The results suggest that in properly selected patients, SLNB can be feasible after NACT. Our results resemble the reported literature on feasibility of SLNB after NACT and add to the growing pool of data on this topic. However, further study with a larger sample size in a prospective manner is needed to have more solid and generalizable conclusion, and to test for the safety of SLNB after NACT.

This study aimed to fill a gap in the literature where there are limited data on the performance of SLNB after NACT in initially node-positive patients who converted to node-negative in Lebanon. We provided a long-term oncologic outcome among a cohort of patients who received NACT and then did SLNB. However, this present study has limitations because of its retrospective design and the relatively small sample size making it difficult to reach a conclusion that is generalized. Although AUBMC is a tertiary referral center for breast cancer, data collected from one site are another limitation to this study. In addition, there might be a selection bias because it was not clear how the surgeons were deciding which patients undergo SLNB, ALND, or both. Moreover, as not all patients underwent ALND we were not able to compute the false-negative rate of SLNB.

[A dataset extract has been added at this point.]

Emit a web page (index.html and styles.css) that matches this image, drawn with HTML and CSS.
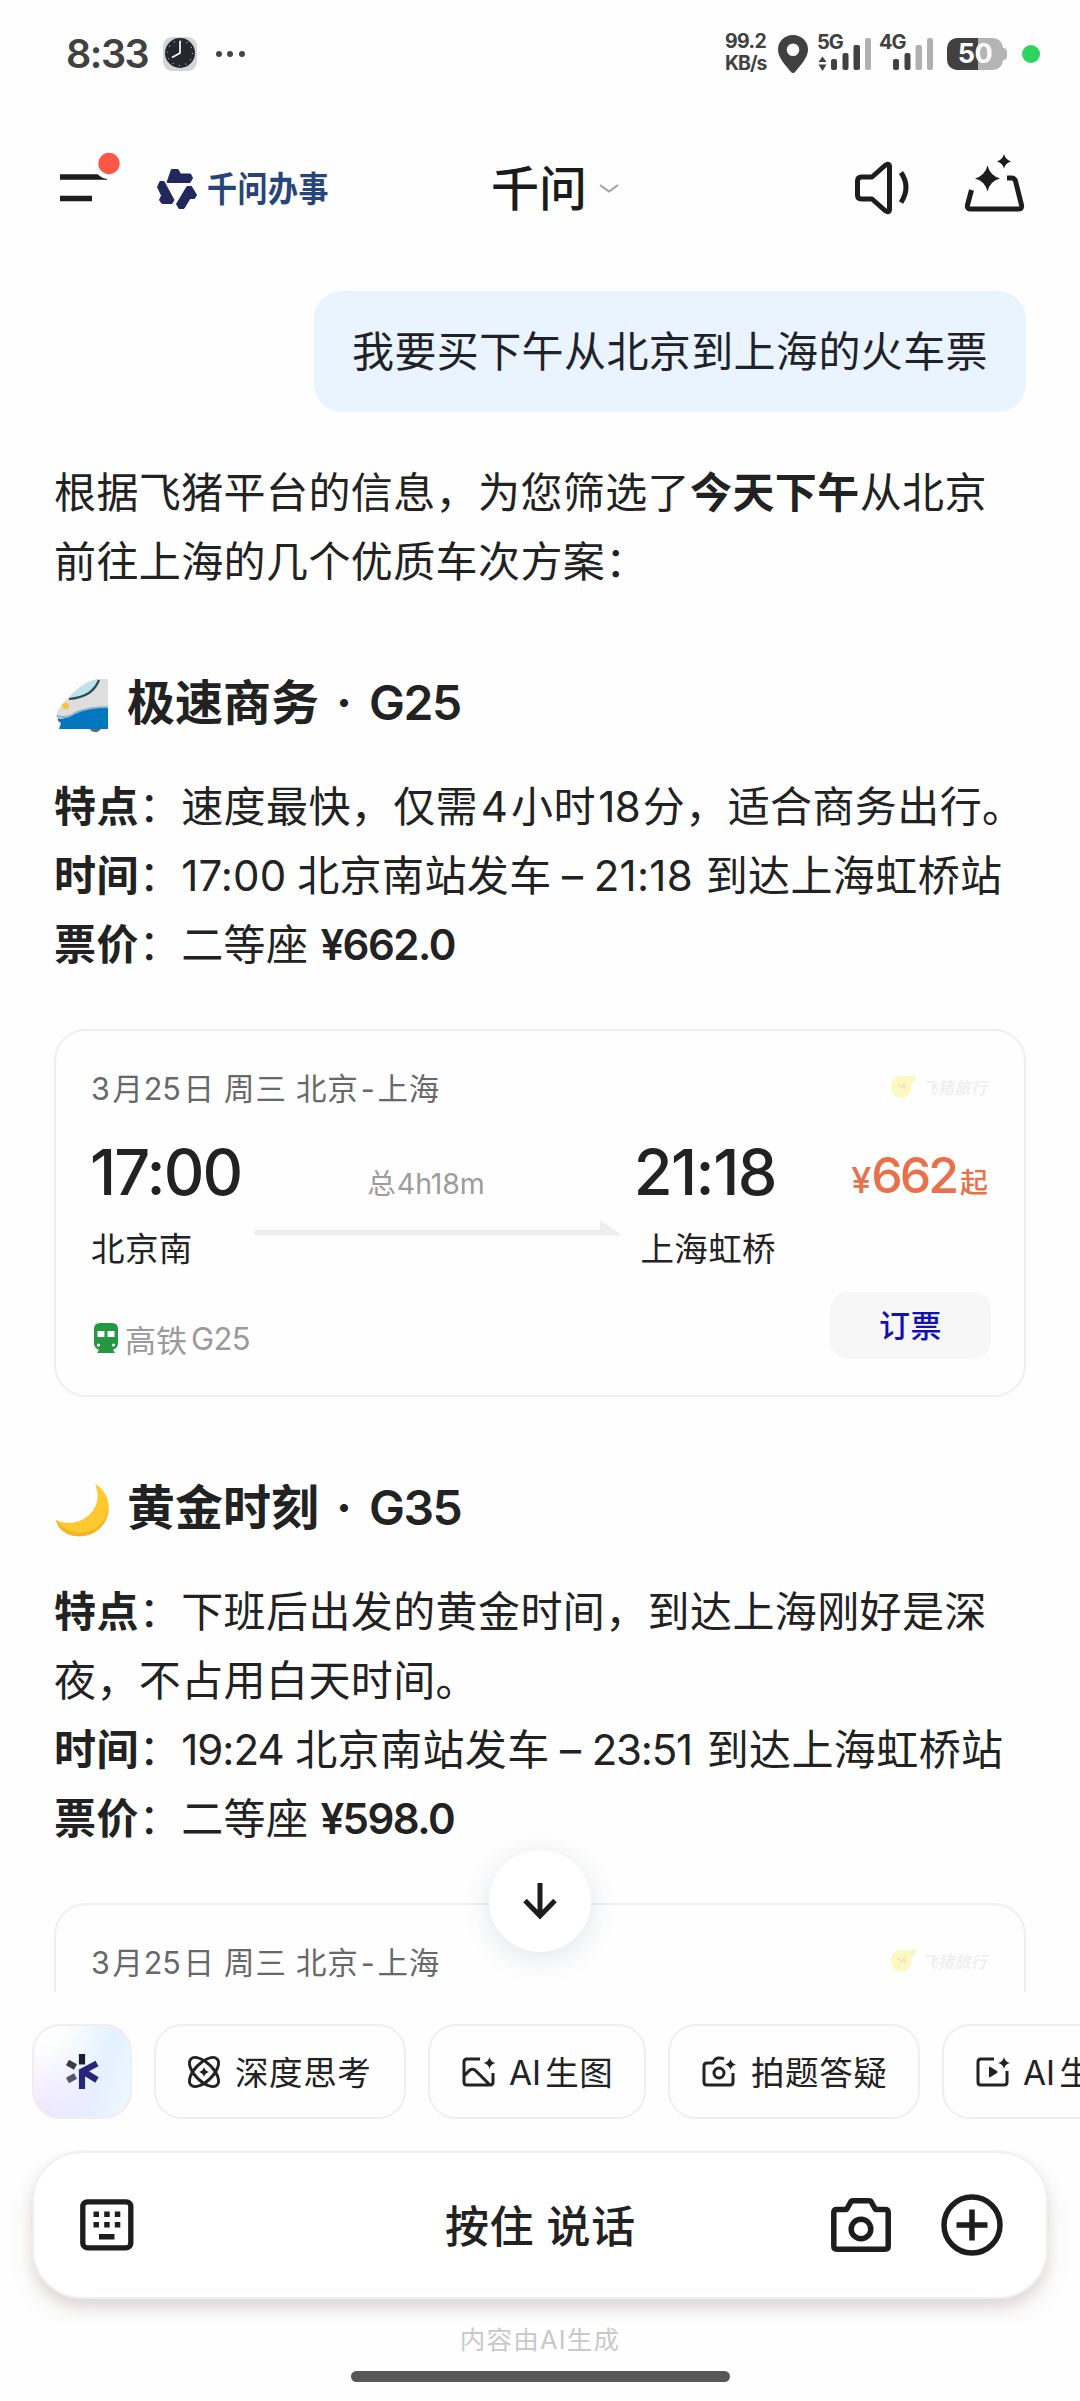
FILE: index.html
```html
<!DOCTYPE html>
<html lang="zh-CN">
<head>
<meta charset="utf-8">
<title>千问</title>
<link rel="stylesheet" href="styles.css">
</head>
<body>
<div class="screen">
  <div class="status">
    <span class="clock">8:33</span>
    <svg class="clock-app" width="36" height="36" viewBox="0 0 36 36"><rect x="1" y="1" width="34" height="34" rx="9" fill="#d3d5da"/><circle cx="18" cy="17" r="15" fill="#26272c"/><circle cx="18" cy="17" r="12.5" fill="none" stroke="#aaa" stroke-width="1.4" stroke-dasharray="1 5.54"/><path d="M18 5v12l-8 4.500" fill="none" stroke="#fff" stroke-width="1.700"/></svg>
    <svg class="more" width="30" height="8" viewBox="0 0 30 8" fill="#444"><circle cx="4" cy="4" r="3"/><circle cx="15" cy="4" r="3"/><circle cx="27" cy="4" r="3"/></svg>
    <div class="speed"><span>99.2</span><span>KB/s</span></div>
    <svg class="pin" width="30" height="38" viewBox="0 0 30 38"><path fill="#414141" fill-rule="evenodd" d="M15 0C6.500 0 0 6.500 0 14.500 0 23 8 30.500 12.500 36.500Q15 39.500 17.500 36.500C22 30.500 30 23 30 14.500 30 6.500 23.500 0 15 0ZM15 8.500a6.300 6.300 0 1 1 0 12.600 6.300 6.300 0 0 1 0-12.600Z"/></svg>
    <div class="signal">
      <span>5G</span>
      <svg width="54" height="33" viewBox="0 0 54 33" fill="#414141"><path d="M5.500 19.500 9.500 25h-8ZM5.500 34 9.500 27.500h-8Z"/><rect x="14" y="22" width="6" height="11" rx="2"/><rect x="25.500" y="16" width="6" height="17" rx="2"/><rect x="36.500" y="8" width="6.500" height="25" rx="2"/><rect x="48" y="1" width="6" height="32" rx="2" fill="#b0b0b0"/></svg>
    </div>
    <div class="signal second">
      <span>4G</span>
      <svg width="54" height="33" viewBox="0 0 54 33" fill="#414141"><rect x="14" y="22" width="6" height="11" rx="2"/><rect x="25.500" y="16" width="6" height="17" rx="2"/><rect x="36.500" y="8" width="6.500" height="25" rx="2" fill="#b0b0b0"/><rect x="48" y="1" width="6" height="32" rx="2" fill="#b0b0b0"/></svg>
    </div>
    <div class="battery"><span>50</span></div>
    <i class="live"></i>
  </div>

  <header class="topbar">
    <svg class="menu" width="62" height="60" viewBox="0 0 62 60"><path d="M0 27h47M0 48.500h32" stroke="#1d1d1d" stroke-width="5.500"/><circle cx="49" cy="13.500" r="15.500" fill="#fff"/><circle cx="49" cy="13.500" r="10.700" fill="#fc5747"/></svg>
    <svg class="brand-mark" width="40" height="40" viewBox="157 169 40 40" fill="#20285e" stroke="#20285e" stroke-width="1" stroke-linejoin="round"><path d="M167 182.500 171.500 169.500H178L180.500 174H190.500L192.500 178 190 182.500Z"/><path d="M157.500 187 160 181.500H164L174 200 172 203.500H162L159.500 200 161.500 195.500Z"/><path d="M187 186.500H191.500L196.500 195 194.500 198.500H190L184 208.500H179L176.500 204Z"/></svg>
    <span class="brand">千问办事</span>
    <span class="title">千问</span>
    <svg class="chev" width="20" height="12" viewBox="0 0 20 12" fill="none" stroke="#a0a0a0" stroke-width="2"><path d="M1 2l9 6.500L19 2"/></svg>
    <svg class="speaker" width="54" height="54" viewBox="0 0 54 54" fill="none" stroke="#1d1d1d" stroke-width="5"><path stroke-linejoin="round" d="M6.500 16H17L30 4.500Q34.500 1.500 34.500 6V48Q34.500 52.500 30 49.500L17 38H6.500Q2.500 38 2.500 34V20Q2.500 16 6.500 16Z"/><path d="M46 11.500Q56 26 46 41.500"/></svg>
    <svg class="magic" width="61" height="58" viewBox="0 0 61 58"><path fill="none" stroke="#1d1d1d" stroke-width="5" stroke-linejoin="round" d="M7.500 36 3.500 51Q2.500 55 7 55H54Q58.500 55 57.500 51L51.500 27Q50.500 24 47.500 24H43"/><path fill="#1d1d1d" d="M23.500 11.500Q26 21.500 36 24.500 26 27 23.500 37.500 21 27 11 24.500 21 21.500 23.500 11.500ZM40 0Q41.500 5.500 47 7.500 41.500 9 40 14.500 38.500 9 33 7.500 38.500 5.500 40 0Z"/></svg>
  </header>

  <main class="chat">
    <div class="bubble">我要买下午从北京到上海的火车票</div>
    <p class="para">根据飞猪平台的信息，为您筛选了<b>今天下午</b>从北京<br>前往上海的几个优质车次方案：</p>

    <h2 class="plan-title"><svg width="54" height="54" viewBox="0 0 54 54"><path d="M53 1H42C25 4 12 20 3 32L1 38Q4 44 8 44H53Z" fill="#dedede"/><path d="M40 2C28 6 19 15 14 21Q26 19 35 14 41 9 44 2Z" fill="#b9e3ee"/><path d="M44 2Q41 10 34 15 26 20 14 21" fill="none" stroke="#35474f" stroke-width="2.200"/><ellipse cx="10.500" cy="28" rx="3.500" ry="3.200" fill="#f5c343"/><path d="M3 40Q7 43 18 36 32 29 53 29V51H4L6 45Q2 43 3 40Z" fill="#0277bd"/><path d="M2 38Q12 41 20 35 32 29 53 29" fill="none" stroke="#90b4cb" stroke-width="2"/><path d="M35 51H46Q43 55 40 54 36 54 35 51Z" fill="#546e7a"/></svg><span>极速商务</span><i>·</i><span class="num">G25</span></h2>
    <div class="facts">
      <p><b>特点</b>：速度最快，仅需<span class="n4">4</span>小时<span class="n18">18</span>分，适合商务出行。</p>
      <p><b>时间</b>：<span class="num t1">17:00</span>北京南站发车<span class="dash">–</span><span class="num t2">21:18</span>到达上海虹桥站</p>
      <p><b>票价</b>：二等座<b class="num fare">¥662.0</b></p>
    </div>

    <section class="card">
      <div class="card-head"><span class="date"><span class="num">3</span>月<span class="num">25</span>日 周三 北京<span class="hy">-</span>上海</span>
        <span class="fliggy"><svg width="27" height="24" viewBox="0 0 27 24"><path d="M1 12C1 4 6 1 12 1H26Q26 6 21 9 23 20 12 23 1 22 1 12Z" fill="#fdf8c2"/><path d="M8 9l2 2M13 10l3 4M15 9l-5 4" stroke="#f2d9b5" stroke-width="1.500"/></svg>飞猪旅行</span></div>
      <div class="journey">
        <div class="stop"><span class="time">17:00</span><span class="station">北京南</span></div>
        <div class="route"><span>总<span class="num">4h18m</span></span><svg width="368" height="16" viewBox="0 0 368 16" fill="#eeeeee"><path d="M3 9.500H346V0L368 15.500H3A3 3 0 0 1 3 9.500Z"/></svg></div>
        <div class="stop arrive"><span class="time">21:18</span><span class="station">上海虹桥</span></div>
        <div class="price"><span class="yen">¥</span><span class="amount">662</span><span class="from">起</span></div>
      </div>
      <div class="card-foot"><span class="train"><svg width="24" height="30" viewBox="0 0 24 30"><path fill="#249743" d="M6 0H18Q24 0 24 6V20Q24 25 19 27L21 30H3L5 27Q0 25 0 20V6Q0 0 6 0Z"/><path fill="#fff" d="M3.500 8h7v6h-7ZM13.500 8h7v6h-7Z"/><circle cx="4.500" cy="22" r="1.500" fill="#fff"/><circle cx="19.500" cy="22" r="1.500" fill="#fff"/></svg>高铁<span class="num">G25</span></span><a class="book">订票</a></div>
    </section>

    <h2 class="plan-title"><svg width="54" height="54" viewBox="0 0 54 54"><path d="M40 1C58 11 59 38 40 49 24 58 4 52 1 37 15 43 28 39 36 30 44 21 44 11 40 1Z" fill="#fdc92f"/><path d="M1 37C4 52 24 58 40 49 50 42 53 34 53 25 49 52 16 58 1 37Z" fill="#f5b32a"/></svg><span>黄金时刻</span><i>·</i><span class="num">G35</span></h2>
    <div class="facts">
      <p><b>特点</b>：下班后出发的黄金时间，到达上海刚好是深</p>
      <p>夜，不占用白天时间。</p>
      <p><b>时间</b>：<span class="num t1 g35">19:24</span>北京南站发车<span class="dash">–</span><span class="num t2 g35">23:51</span>到达上海虹桥站</p>
      <p><b>票价</b>：二等座<b class="num fare">¥598.0</b></p>
    </div>

    <section class="card">
      <div class="card-head"><span class="date"><span class="num">3</span>月<span class="num">25</span>日 周三 北京<span class="hy">-</span>上海</span>
        <span class="fliggy"><svg width="27" height="24" viewBox="0 0 27 24"><path d="M1 12C1 4 6 1 12 1H26Q26 6 21 9 23 20 12 23 1 22 1 12Z" fill="#fdf8c2"/><path d="M8 9l2 2M13 10l3 4M15 9l-5 4" stroke="#f2d9b5" stroke-width="1.500"/></svg>飞猪旅行</span></div>
    </section>
  </main>
  <div class="to-bottom"><svg width="34" height="38" viewBox="0 0 34 38" fill="none" stroke="#1d1d1d" stroke-width="5"><path d="M17 1V33M2 18.500 17 34 32 18.500"/></svg></div>

  <nav class="chips">
    <div class="chip spark"><svg width="32" height="35" viewBox="0 0 32 35" fill="none" stroke-width="6.200"><path d="M16 0V10.500" stroke="#1b1d30"/><path d="M1.500 8.500 9.500 13" stroke="#3b3c4a"/><path d="M1.500 26.500 9.500 22" stroke="#55556a"/><path d="M16 16.500V35M14 18.500 31 9.500M19 18.500 31 26" stroke="#26277a"/></svg></div>
    <div class="chip"><svg width="32" height="32" viewBox="0 0 32 32" fill="none" stroke="#222" stroke-width="2.900"><ellipse cx="16" cy="16" rx="18.500" ry="9" transform="rotate(45 16 16)"/><ellipse cx="16" cy="16" rx="18.500" ry="9" transform="rotate(-45 16 16)"/><path fill="#222" stroke="none" d="M16 11Q17 15 21 16 17 17 16 21 15 17 11 16 15 15 16 11Z"/></svg><span>深度思考</span></div>
    <div class="chip"><svg width="34" height="32" viewBox="0 0 34 32" fill="none" stroke="#222" stroke-width="3"><path d="M18 3H5Q2 3 2 6V26Q2 29 5 29H28Q31 29 31 26V17M2 20 8 14Q11 12 14 15L28 29"/><path fill="#222" stroke="none" d="M27.500 1Q28.500 6 33.500 7 28.500 8 27.500 13 26.500 8 21.500 7 26.500 6 27.500 1Z"/></svg><span><span class="num">AI</span>生图</span></div>
    <div class="chip"><svg width="34" height="32" viewBox="0 0 34 32" fill="none" stroke="#222" stroke-width="3"><path d="M22 3Q20 2 17 2 13 2 11 7H5Q2 7 2 10V26Q2 29 5 29H28Q31 29 31 26V17"/><circle cx="17" cy="17" r="5"/><path fill="#222" stroke="none" d="M28.500 3Q29.500 7.500 34 8.500 29.500 9.500 28.500 14 27.500 9.500 23 8.500 27.500 7.500 28.500 3Z"/></svg><span>拍题答疑</span></div>
    <div class="chip"><svg width="34" height="32" viewBox="0 0 34 32" fill="none" stroke="#222" stroke-width="3"><path d="M18 3H5Q2 3 2 6V26Q2 29 5 29H28Q31 29 31 26V15"/><path fill="#222" stroke="none" d="M13 11.500Q13 10 14.500 11L21 15Q22 16 21 17L14.500 21Q13 22 13 20.500ZM28 1Q29 6 34 7 29 8 28 13 27 8 22 7 27 6 28 1Z"/></svg><span><span class="num">AI</span>生</span></div>
  </nav>

  <div class="dock">
    <div class="input">
      <svg class="kbd" width="54" height="52" viewBox="0 0 54 52"><rect x="2.800" y="2.800" width="48" height="46" rx="4.500" fill="none" stroke="#1d1d1d" stroke-width="5.300"/><path fill="#1d1d1d" d="M13.500 12.500h5.500v5.500h-5.500zM24.200 12.500h5.500v5.500h-5.500zM34.800 12.500h5.500v5.500h-5.500zM13.500 23h5.500v5.500h-5.500zM24.200 23h5.500v5.500h-5.500zM34.800 23h5.500v5.500h-5.500zM19 35h15.500v5.500H19z"/></svg>
      <span class="hold">按住 说话</span>
      <svg class="cam" width="60" height="54" viewBox="0 0 60 54" fill="none" stroke="#1d1d1d" stroke-width="5.500" stroke-linejoin="round"><path d="M6 11.500H15.500L20 3.500Q20.500 2.700 22 2.700H38Q39.500 2.700 40 3.500L44.500 11.500H54Q57.200 11.500 57.200 14.500V48Q57.200 51.200 54 51.200H6Q2.800 51.200 2.800 48V14.500Q2.800 11.500 6 11.500Z"/><circle cx="30" cy="31" r="9.800"/></svg>
      <svg class="plus" width="62" height="62" viewBox="0 0 62 62" fill="none" stroke="#1d1d1d" stroke-width="5.500"><circle cx="31" cy="31" r="28"/><path d="M31 15.500V46.500M15.500 31H46.500"/></svg>
    </div>
  </div>
  <p class="note">内容由<span class="num">AI</span>生成</p>
  <div class="home"></div>
</div>
</body>
</html>
```
FILE: styles.css
```css
* { box-sizing: border-box; margin: 0; padding: 0; }
body { background: #fefefe; color: #222; font-family: Inter, "Noto Sans CJK SC", sans-serif; }
svg { display: block; flex: none; overflow: visible; }
i { font-style: normal; }
b { font-weight: 700; }
.screen { position: relative; width: 1080px; height: 2401px; overflow: hidden; display: flex; flex-direction: column; white-space: nowrap; background: #fefefe; }

/* status bar */
.status { height: 107px; flex: none; display: flex; align-items: center; padding-left: 66px; color: #414141; }
.clock { width: 81px; margin-right: 15px; font-size: 39.500px; font-weight: 600; letter-spacing: -1.500px; }
.clock-app { margin-right: 17px; }
.more { margin-right: 480px; }
.speed { width: 53px; display: flex; flex-direction: column; font-size: 19.500px; line-height: 22px; font-weight: 700; letter-spacing: -.6px; margin-top: -3px; }
.speed span:last-child { letter-spacing: -1px; }
.pin { margin-right: 9px; }
.signal { position: relative; width: 54px; height: 33px; }
.signal span { position: absolute; left: 0; top: -3px; font-size: 20px; line-height: 16px; font-weight: 700; letter-spacing: -1px; }
.signal.second { margin-left: 8px; }
.battery { position: relative; width: 56px; height: 32px; margin-left: 14px; border-radius: 10px; background: linear-gradient(90deg, #414141 31px, #b4b4b4 31px); color: #fff; font-weight: 700; font-size: 27px; line-height: 32px; text-align: center; letter-spacing: -.5px; }
.battery::after { content: ""; position: absolute; left: 56px; top: 10px; width: 4px; height: 12px; border-radius: 0 4px 4px 0; background: #b4b4b4; }
.live { width: 18px; height: 18px; border-radius: 50%; background: #2fd35f; margin-left: 19px; }

/* header */
.topbar { height: 160px; flex: none; display: flex; align-items: center; padding: 0 55px 26px 60px; }
.menu { margin: 0 35px 0 0; align-self: flex-start; margin-top: 43px; }
.topbar .brand-mark { margin-top: 30px; }
.brand { width: 124px; margin: 30px 0 0 10px; font-size: 30px; line-height: 40px; font-weight: 700; letter-spacing: .5px; color: #294478; transform: scaleY(1.18); }
.title { width: 97px; margin: 29px 0 0 160px; font-size: 48px; line-height: 60px; font-weight: 500; color: #1b1b1b; }
.chev { margin: 29px 0 0 11px; }
.speaker { margin: 28px 55px 0 auto; }
.magic { margin-top: 17px; }

/* conversation */
.chat { height: 1725px; flex: none; overflow: hidden; padding: 24px 54px 0; display: flex; flex-direction: column; }
.bubble { align-self: flex-end; width: 712px; height: 121px; padding-left: 38px; border-radius: 28px; background: #e9f4ff; font-size: 42px; line-height: 121px; letter-spacing: .4px; color: #1f2329; }
.para { margin-top: 46px; font-size: 42px; line-height: 69px; letter-spacing: .4px; }
.plan-title { display: flex; align-items: center; height: 70px; margin-top: 72px; font-size: 48px; line-height: 70px; font-weight: 700; }
.plan-title svg { margin: 4px 18px 0 1px; }
.plan-title i { width: 50px; text-align: center; }
.plan-title .num { font-weight: 600; letter-spacing: -1.500px; margin-left: 0; }
.card + .plan-title { margin-top: 76px; }
.facts { margin-top: 34px; font-size: 42px; line-height: 69px; letter-spacing: .4px; }
.facts .n4 { display: inline-block; width: 33px; text-align: center; }
.facts .n18 { display: inline-block; width: 47px; text-align: center; letter-spacing: -.5px; }
.facts .t1 { display: inline-block; width: 116px; letter-spacing: .1px; }
.facts .dash { display: inline-block; width: 42px; text-align: center; }
.facts .t2 { display: inline-block; width: 112px; letter-spacing: .3px; }
.facts .t1.g35 { width: 114px; letter-spacing: -1px; }
.facts .t2.g35 { width: 115px; letter-spacing: -1.200px; }
.facts .fare { margin-left: 12px; font-weight: 600; letter-spacing: -1.500px; }

/* ticket card */
.card { flex: none; height: 368px; margin-top: 50px; padding: 26px 33px 36px 35px; border: 2px solid #f0f0f0; border-radius: 32px; width: 972px; }
.card-head { display: flex; justify-content: space-between; align-items: center; height: 60px; }
.date { font-size: 30.500px; letter-spacing: .8px; color: #686868; }
.date .num { letter-spacing: -.3px; margin-right: 3px; }
.date .hy { margin: 0 2px; }
.fliggy { display: flex; align-items: center; gap: 4px; padding-right: 4px; font-size: 16.500px; font-style: italic; font-weight: 500; color: #eeeeee; }
.journey { display: flex; height: 131px; margin-top: 21px; }
.stop { width: 163px; display: flex; flex-direction: column; justify-content: space-between; }
.time { font-size: 63px; line-height: 68px; font-weight: 500; letter-spacing: -1.800px; margin-left: -1px; }
.station { font-size: 33.500px; line-height: 40px; letter-spacing: .4px; }
.arrive { width: 154px; align-items: flex-end; }
.arrive .time { letter-spacing: -1.500px; }
.route { width: 368px; display: flex; flex-direction: column; align-items: center; color: #9c9c9c; font-size: 28.500px; line-height: 40px; padding-top: 26px; gap: 16px; }
.route .num { letter-spacing: -.1px; margin-left: 1px; }
.route > span { margin-left: -24px; }
.price { flex: 1; display: flex; justify-content: flex-end; align-items: baseline; color: #e8714b; padding-right: 3px; line-height: 74px; }
.yen { font-size: 36px; font-weight: 500; }
.amount { font-size: 50px; font-weight: 500; letter-spacing: -3px; margin: 0 4px 0 0; }
.from { font-size: 28px; font-weight: 500; }
.card-foot { display: flex; justify-content: space-between; height: 67px; margin-top: 23px; }
.train { display: flex; align-items: center; color: #9a9a9a; font-size: 31px; padding: 25px 0 0 3px; }
.train svg { margin-right: 7px; }
.train .num { margin-left: 4px; letter-spacing: -.6px; }
.book { width: 161px; margin-right: 0; border-radius: 18px; background: #f7f7f7; text-align: center; line-height: 67px; font-size: 31px; font-weight: 500; color: #1010b4; letter-spacing: .6px; }

.to-bottom { position: absolute; left: 489px; top: 1850px; width: 102px; height: 102px; border-radius: 50%; background: #fff; display: flex; align-items: center; justify-content: center; box-shadow: 0 6px 28px rgba(60, 80, 120, .14); }

/* shortcut chips */
.chips { display: flex; flex: none; gap: 22px; padding: 32px 0 0 32px; height: 158px; }
.chip { display: flex; flex: none; align-items: center; width: 252px; height: 95px; padding-left: 32px; border: 2px solid #efefef; border-radius: 28px; font-size: 33.500px; letter-spacing: .6px; color: #222; }
.chip > span { margin-top: -2px; }
.chip svg { margin-right: 15px; }
.chip:nth-child(3) { width: 218px; }
.chip:nth-child(3) svg, .chip:nth-child(5) svg { margin-right: 13px; }
.chip .num { letter-spacing: 0; margin-right: 4px; }
.chip.spark { width: 100px; padding: 0; justify-content: center; background: radial-gradient(circle at 10% 100%, #ede6ff 0, rgba(236, 230, 255, 0) 60%), linear-gradient(110deg, #fff 20%, #e4f1ff 65%, #f1f8ff); }
.chip.spark svg { margin: 0; }

.dock { flex: none; height: 171px; overflow: hidden; padding: 1px 32px 0; }
.input { display: flex; align-items: center; height: 148px; border: 2px solid #f0f0f0; border-radius: 50px; background: #fff; padding: 0 43px 0 46px; box-shadow: 0 8px 14px rgba(70, 50, 30, .14), 0 14px 30px rgba(90, 60, 50, .06); }
.hold { margin-left: 311px; width: 192px; margin-top: -3px; font-size: 44px; font-weight: 500; letter-spacing: .6px; }
.cam { margin-left: auto; margin-right: 50px; }
.note { height: 50px; line-height: 38px; text-align: center; font-size: 25.500px; letter-spacing: 1.200px; color: #c9c9c9; }
.home { width: 379px; height: 11px; border-radius: 6px; background: #575757; margin: 0 auto; }
```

Mariam Zahwe: Methodology (lead); project administration (lead); software (lead); supervision (lead); writing – original draft (lead); writing – review and editing (lead). Aya El Sammak: Data curation (equal); visualization (equal); writing – original draft (equal). Karim Ataya: Data curation (equal); visualization (equal); writing – original draft (equal). Christelle Jabbour: Data curation (equal); visualization (equal); writing – original draft (equal). Ayman Bsat: Data curation (equal); formal analysis (supporting); visualization (equal); writing – original draft (equal). Bassel Hafez: Data curation (equal); resources (equal); writing – original draft (equal). Christine Atallah: Data curation (equal); writing – original draft (equal). Mira Kheil: Data curation (equal); writing – original draft (equal). Mohamad Ali Maktabi: Data curation (equal); writing – original draft (equal). Bashar Hassan: Data curation (equal); writing – original draft (equal). Vahe Panossian: Data curation (equal); writing – original draft (equal). Hazem I. Assi: Resources (equal); writing – review and editing (equal). Jaber Abbas: Resources (equal); writing – review and editing (equal). Eman Sbaity: Conceptualization (lead); data curation (lead); resources (lead); supervision (lead); writing – review and editing (lead).

The authors declare no conflicts of interest.

The datasets analyzed in the current study are available on request from the corresponding author.

This study was approved by the institutional review board at the American University of Beirut (IRB number: BIO-2019-0391).

The IRB waived patient consenting for this study because of its retrospective design on condition that the data is de-identified to secure confidentiality of data.